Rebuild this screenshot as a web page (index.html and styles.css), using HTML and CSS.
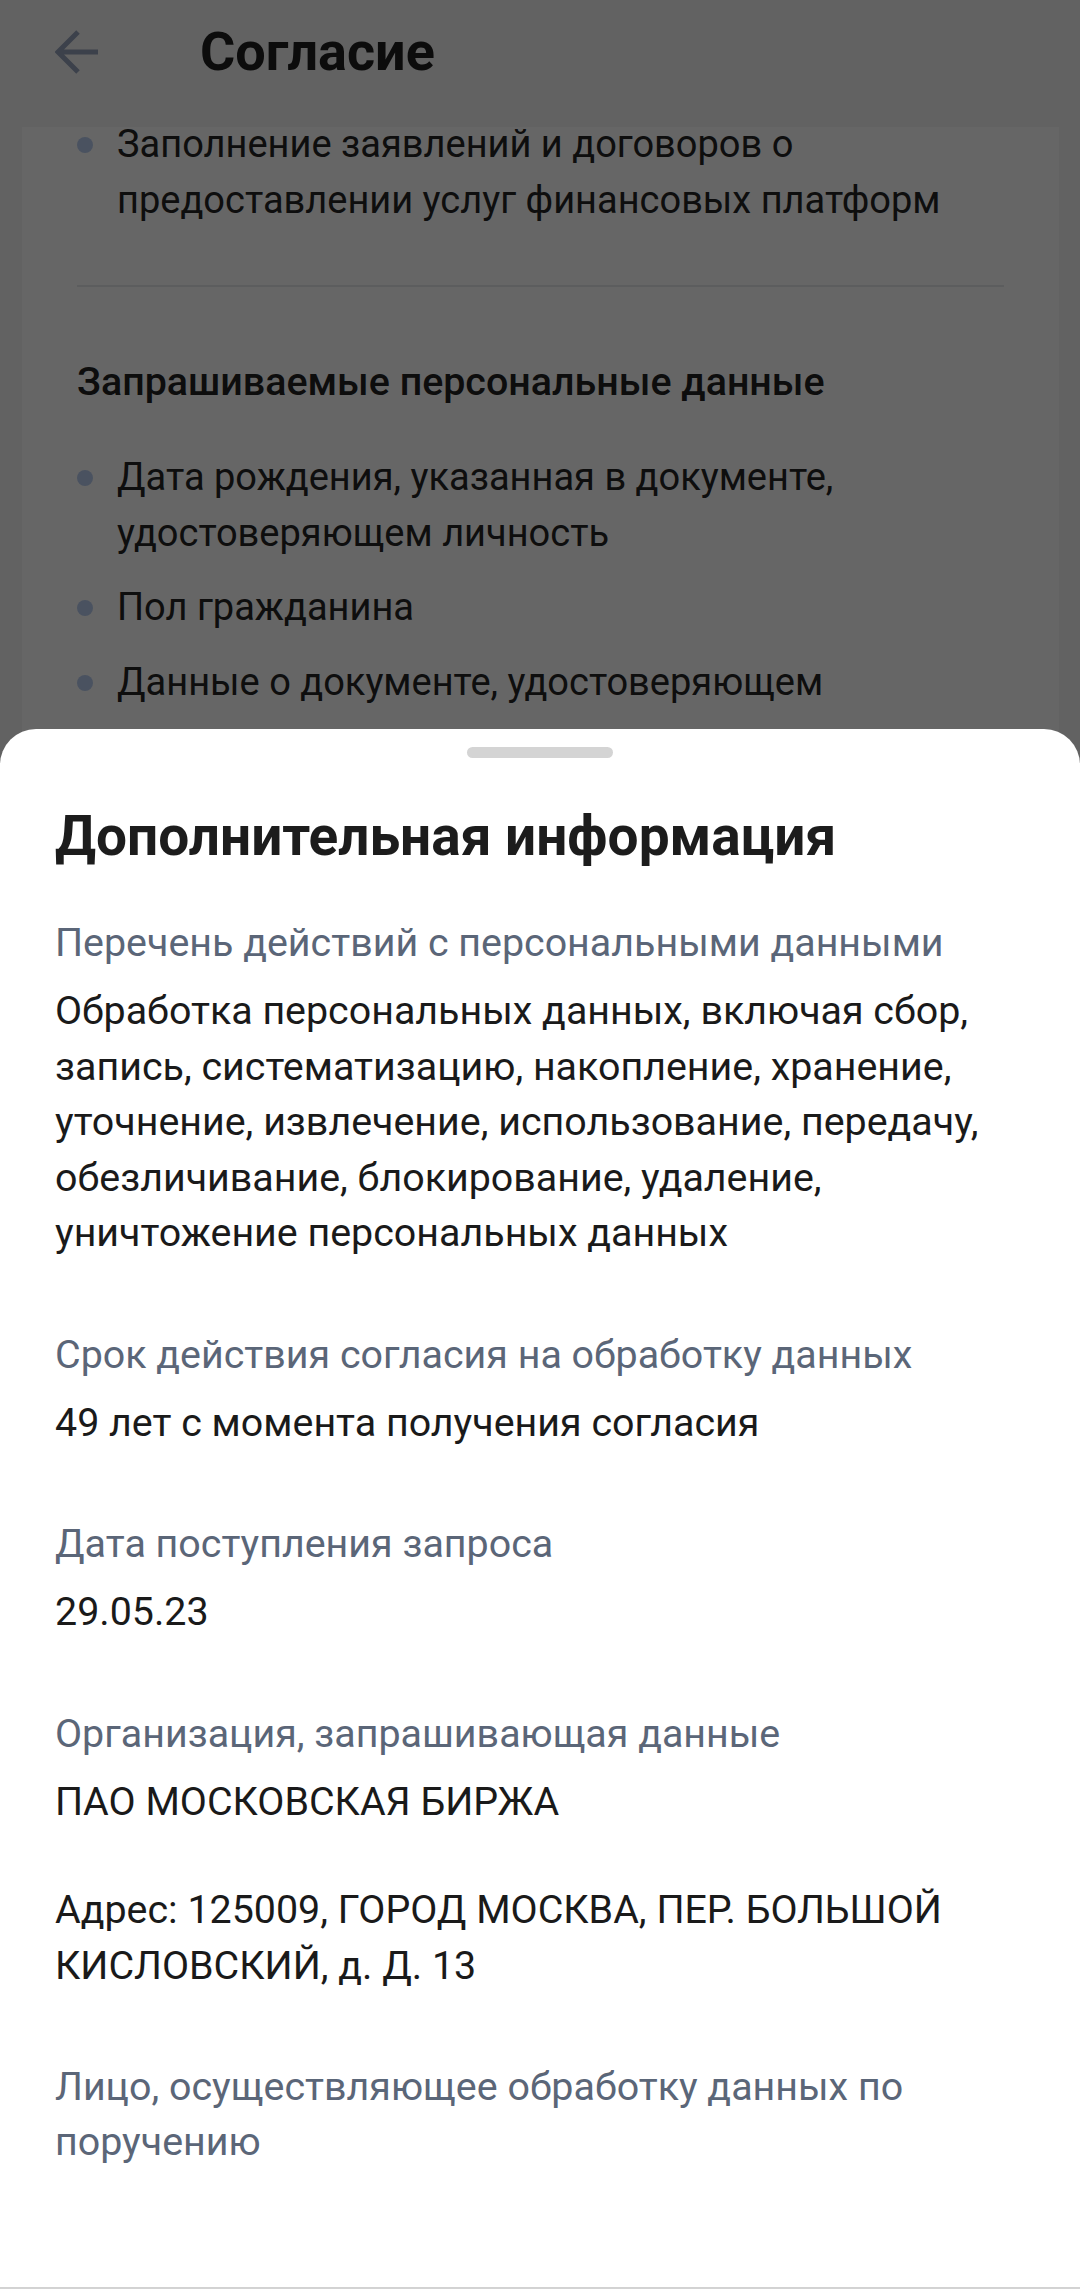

--

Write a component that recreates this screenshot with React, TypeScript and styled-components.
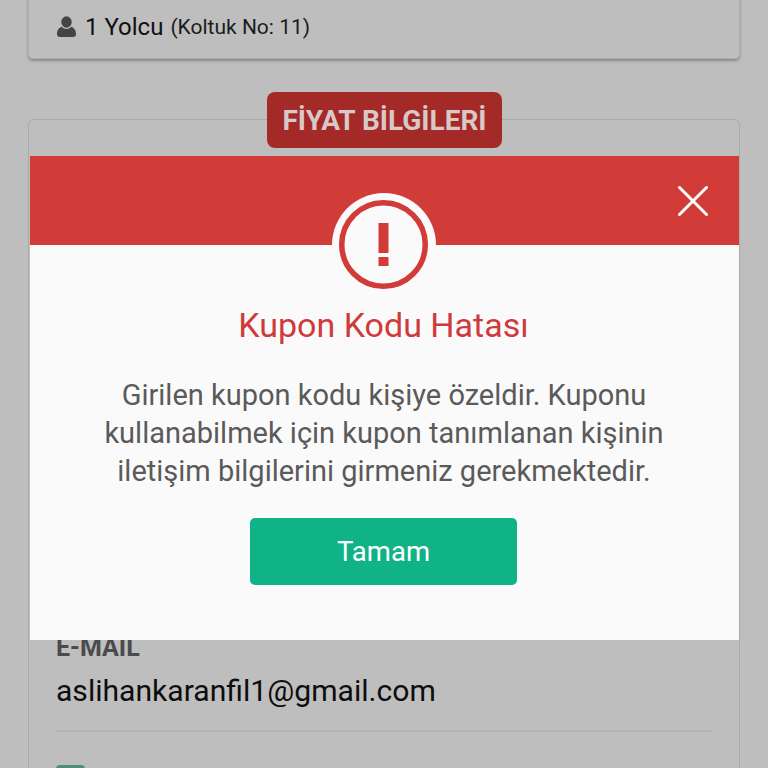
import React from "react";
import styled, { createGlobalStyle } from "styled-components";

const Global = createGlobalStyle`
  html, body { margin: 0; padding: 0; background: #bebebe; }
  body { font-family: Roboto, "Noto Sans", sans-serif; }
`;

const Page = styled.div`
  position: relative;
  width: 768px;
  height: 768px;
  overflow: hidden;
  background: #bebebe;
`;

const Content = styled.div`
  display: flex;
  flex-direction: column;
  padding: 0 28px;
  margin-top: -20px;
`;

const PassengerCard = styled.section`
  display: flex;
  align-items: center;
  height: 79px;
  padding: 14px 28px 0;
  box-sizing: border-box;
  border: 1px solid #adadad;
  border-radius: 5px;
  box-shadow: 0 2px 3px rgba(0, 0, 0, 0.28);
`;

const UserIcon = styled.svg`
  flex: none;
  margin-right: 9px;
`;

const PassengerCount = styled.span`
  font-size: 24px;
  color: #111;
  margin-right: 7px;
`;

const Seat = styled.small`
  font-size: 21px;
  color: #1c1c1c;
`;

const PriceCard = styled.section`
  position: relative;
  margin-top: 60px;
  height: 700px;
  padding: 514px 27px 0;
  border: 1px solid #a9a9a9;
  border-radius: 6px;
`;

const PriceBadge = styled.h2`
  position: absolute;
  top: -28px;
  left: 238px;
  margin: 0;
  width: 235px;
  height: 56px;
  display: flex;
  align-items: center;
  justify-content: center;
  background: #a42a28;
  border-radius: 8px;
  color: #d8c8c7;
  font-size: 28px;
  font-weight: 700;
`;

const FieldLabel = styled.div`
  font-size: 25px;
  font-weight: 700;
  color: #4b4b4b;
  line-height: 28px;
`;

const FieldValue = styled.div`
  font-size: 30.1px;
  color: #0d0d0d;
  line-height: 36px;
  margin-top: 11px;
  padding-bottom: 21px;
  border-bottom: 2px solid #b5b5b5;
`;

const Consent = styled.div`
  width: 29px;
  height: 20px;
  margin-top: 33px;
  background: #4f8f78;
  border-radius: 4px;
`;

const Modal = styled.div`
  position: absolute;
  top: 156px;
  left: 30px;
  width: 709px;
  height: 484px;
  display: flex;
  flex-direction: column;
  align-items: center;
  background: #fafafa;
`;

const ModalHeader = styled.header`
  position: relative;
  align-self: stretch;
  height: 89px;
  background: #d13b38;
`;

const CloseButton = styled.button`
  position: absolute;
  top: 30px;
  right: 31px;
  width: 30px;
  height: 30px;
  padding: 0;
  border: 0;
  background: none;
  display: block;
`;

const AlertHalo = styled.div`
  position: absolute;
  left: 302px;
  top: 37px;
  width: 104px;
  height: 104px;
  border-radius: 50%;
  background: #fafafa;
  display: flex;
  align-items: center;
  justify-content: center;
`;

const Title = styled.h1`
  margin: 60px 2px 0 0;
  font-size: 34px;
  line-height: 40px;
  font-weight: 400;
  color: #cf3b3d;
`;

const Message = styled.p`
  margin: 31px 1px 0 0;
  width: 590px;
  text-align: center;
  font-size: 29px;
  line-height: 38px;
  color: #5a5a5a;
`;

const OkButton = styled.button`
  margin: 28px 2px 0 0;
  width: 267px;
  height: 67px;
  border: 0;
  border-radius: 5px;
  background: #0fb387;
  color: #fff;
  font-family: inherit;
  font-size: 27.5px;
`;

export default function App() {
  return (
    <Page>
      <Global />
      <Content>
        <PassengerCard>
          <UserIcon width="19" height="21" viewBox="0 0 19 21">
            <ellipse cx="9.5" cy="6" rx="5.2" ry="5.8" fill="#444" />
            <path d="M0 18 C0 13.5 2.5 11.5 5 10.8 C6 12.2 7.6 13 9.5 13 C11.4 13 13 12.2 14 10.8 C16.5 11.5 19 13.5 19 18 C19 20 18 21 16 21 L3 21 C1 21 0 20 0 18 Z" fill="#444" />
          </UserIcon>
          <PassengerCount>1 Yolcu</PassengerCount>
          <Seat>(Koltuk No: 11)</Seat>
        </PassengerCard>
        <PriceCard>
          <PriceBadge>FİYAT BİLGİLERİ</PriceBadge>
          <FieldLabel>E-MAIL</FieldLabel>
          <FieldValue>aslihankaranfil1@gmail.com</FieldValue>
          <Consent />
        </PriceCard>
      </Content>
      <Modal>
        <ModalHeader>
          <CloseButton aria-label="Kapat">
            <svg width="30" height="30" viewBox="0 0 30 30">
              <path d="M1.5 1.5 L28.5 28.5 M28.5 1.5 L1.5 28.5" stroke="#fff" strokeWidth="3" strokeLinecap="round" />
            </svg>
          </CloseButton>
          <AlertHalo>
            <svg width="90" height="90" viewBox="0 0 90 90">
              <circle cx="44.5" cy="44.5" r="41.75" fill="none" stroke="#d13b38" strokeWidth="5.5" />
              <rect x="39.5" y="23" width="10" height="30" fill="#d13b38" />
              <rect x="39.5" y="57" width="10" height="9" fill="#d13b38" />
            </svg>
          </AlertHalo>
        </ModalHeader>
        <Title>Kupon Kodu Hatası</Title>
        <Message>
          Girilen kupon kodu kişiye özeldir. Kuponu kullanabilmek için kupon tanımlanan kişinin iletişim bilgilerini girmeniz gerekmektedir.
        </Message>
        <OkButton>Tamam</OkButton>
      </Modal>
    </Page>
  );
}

...

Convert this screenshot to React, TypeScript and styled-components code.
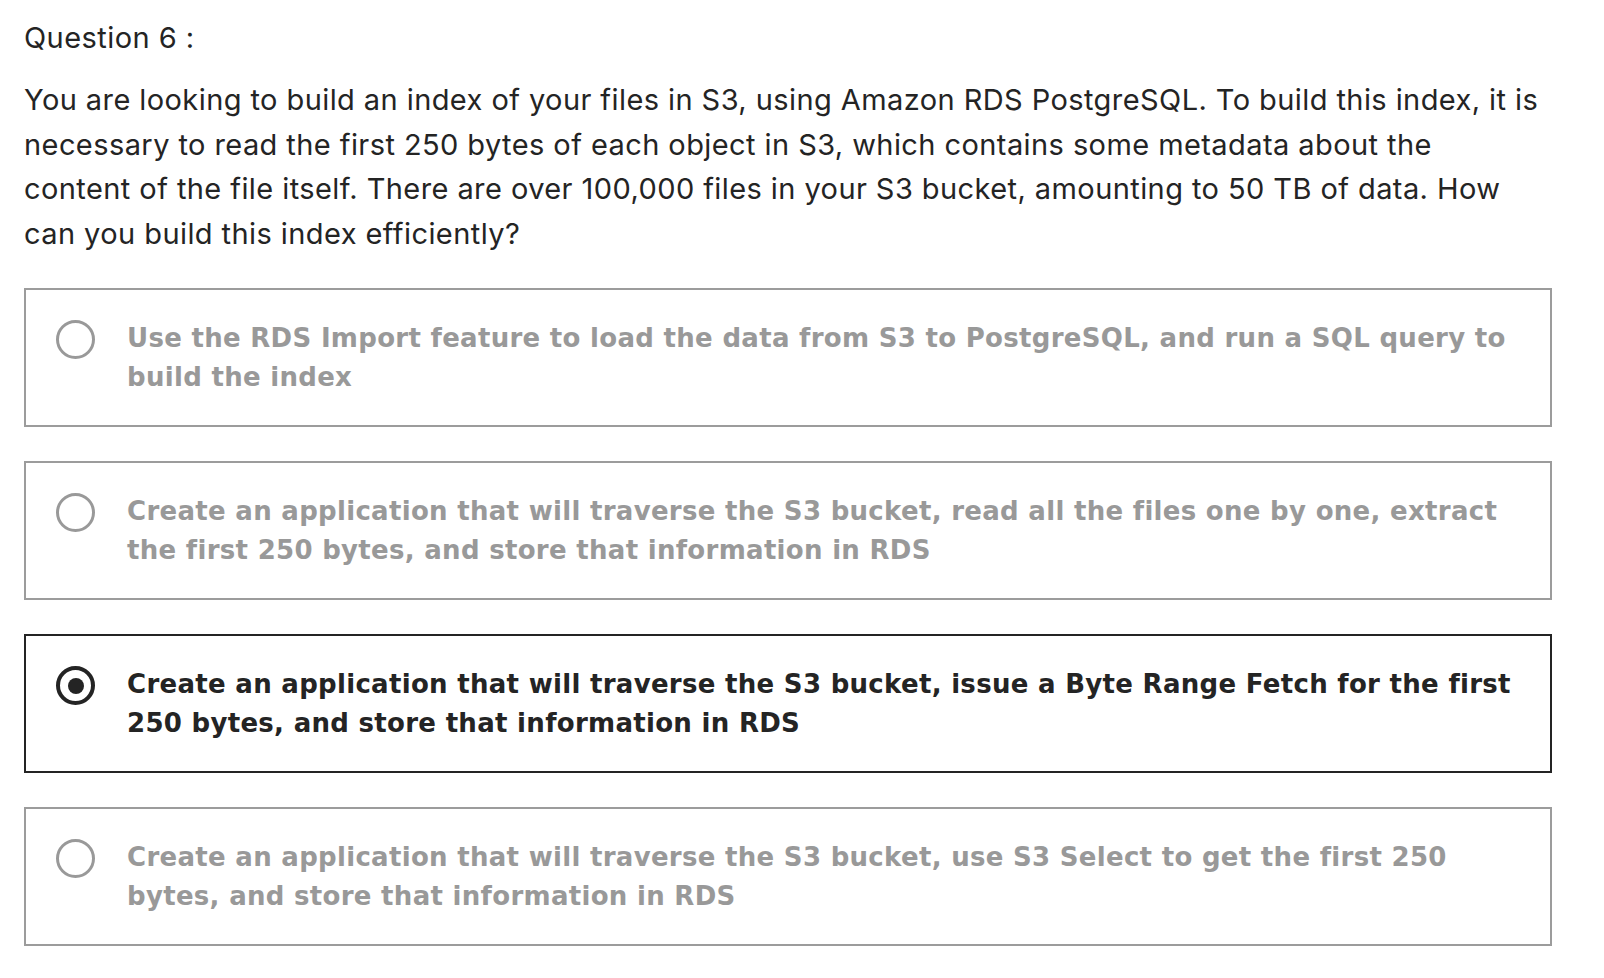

## What the exercise asks:
Search the records for the word "this" and copy every line where it occurs.

## Finished task:
Rebuild this screenshot as a web page (index.html and styles.css), using HTML and CSS.
Write a component that recreates this screenshot with React, TypeScript and styled-components.
Convert this screenshot to React, TypeScript and styled-components code.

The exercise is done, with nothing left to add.